In closing: three cheers for Blogger!
posted by danwalker at 6:43 AM on April 12, 2000


"...is it bad to become dependant on a third party tool?"
Remember that Microsoft wants people to start doing this with more critical applications: word processing, databases, etc.
posted by harmful at 9:10 AM on April 12, 2000


(pissy Microsoft Quality Software comment goeth here)

No one much addressed the primary question, I don't think, which is, is it a good thing overall to mortgage your uptime to an outside provider.

My thoughts, somewhat stolen from Phil, read roughly as "put all your eggs in one basket, sure... but make it a really good basket.

Ok, yes, I know; I stole it fromn Heinlein, too, but it fits here. Uptime, security and integrity are really all an Application Service Provider has to offer; that *is* the topic at hand.

Cheers,
-- jra
posted by baylink at 9:34 AM on April 12, 2000


You aren't really mortgaging your uptime though, since your site will hold the most recently "published" version of the site - you just risk having to either
not update your site if blogger is down or
update it by hand and then copy the info into blogger later
posted by CrazyUncleJoe at 9:54 AM on April 12, 2000


Good point. I use Pitas, where that is the case; I'd forgotten that Blogger does it the other way.

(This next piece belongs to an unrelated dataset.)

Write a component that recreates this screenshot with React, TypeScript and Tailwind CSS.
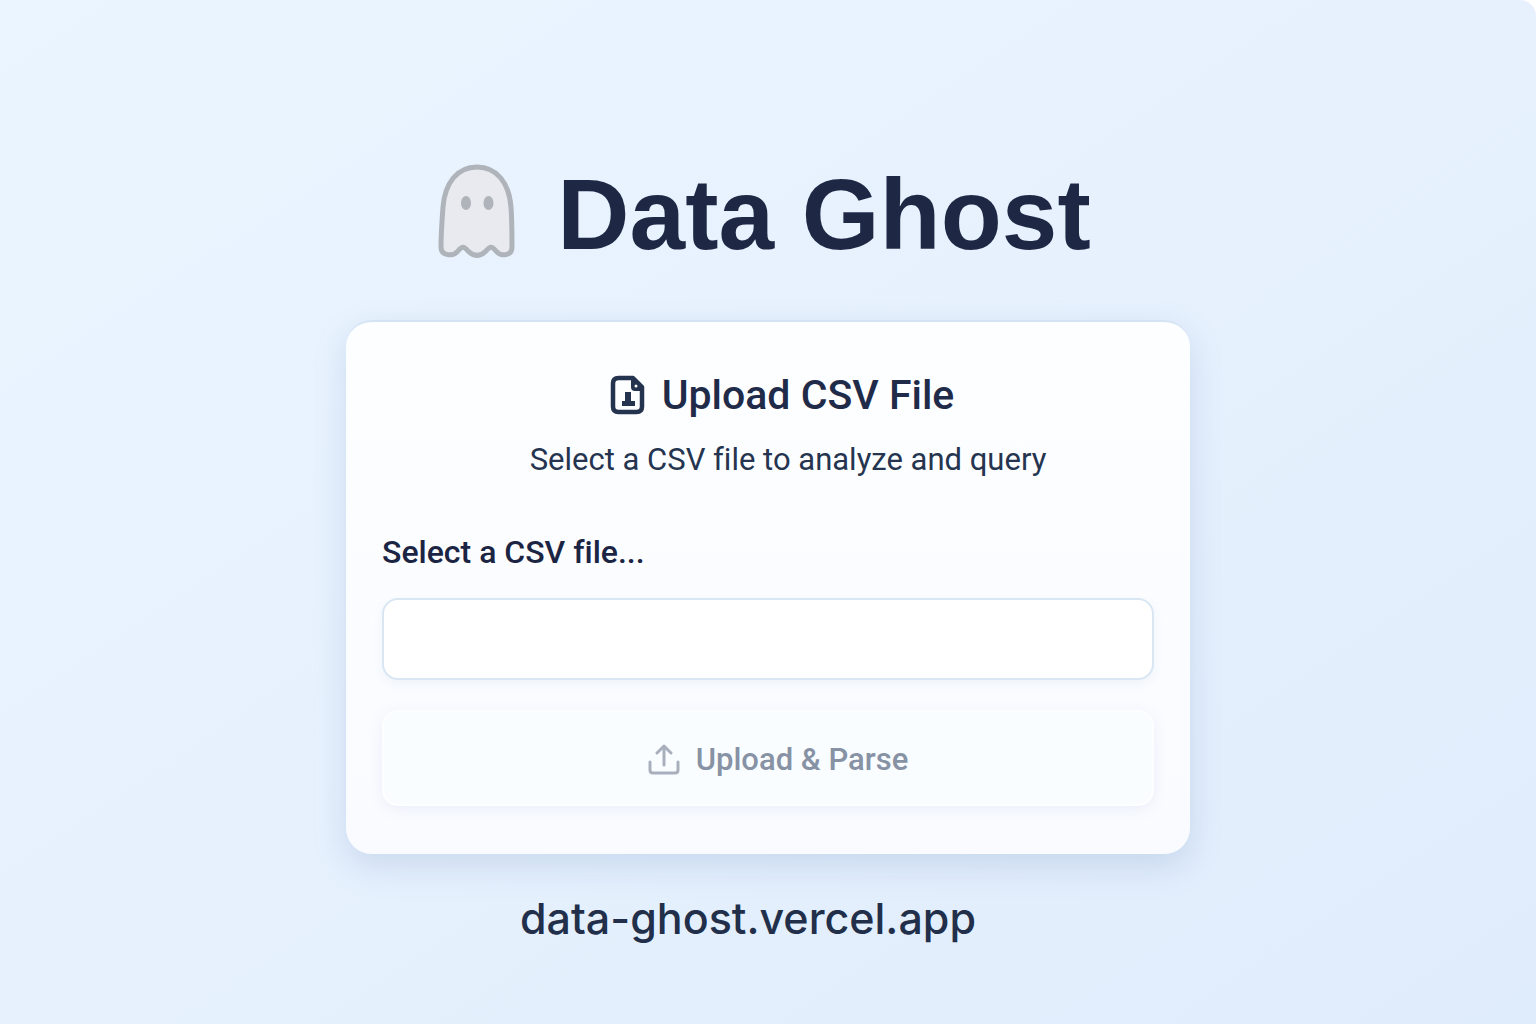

Which is better, of course, depends on how good a server installation the pitas-like system is installed on; someone who's spreading the costs, like Phil does with his stuff, over a large enough, reliable enough, and well enough connected cluster, would be a better bet than many of the servers I might be pushing to from Blogger.

Cheers,
-- jra
posted by baylink at 11:26 AM on April 12, 2000


I *like* doing it myself. I've always been a D.I.Y. kinda guy, and when I started using the web I started to learn html, then scripting, cgi, perl, xml, etc. etc. etc...

I want to learn the good, the bad, and the ugly of creating my own content management system. People always say "Why reinvent the wheel?" Well, because then it's *my* wheel! Designed, and built to the exact specifications I create... And the whole thing is a learning process... yeah.

I think tools like Blogger, Pitas, and even (gasp!) Manilla are good things, and they are extremely useful to people who don't give a crud about learning about the technology behind building web sites. I don't fit into that camp.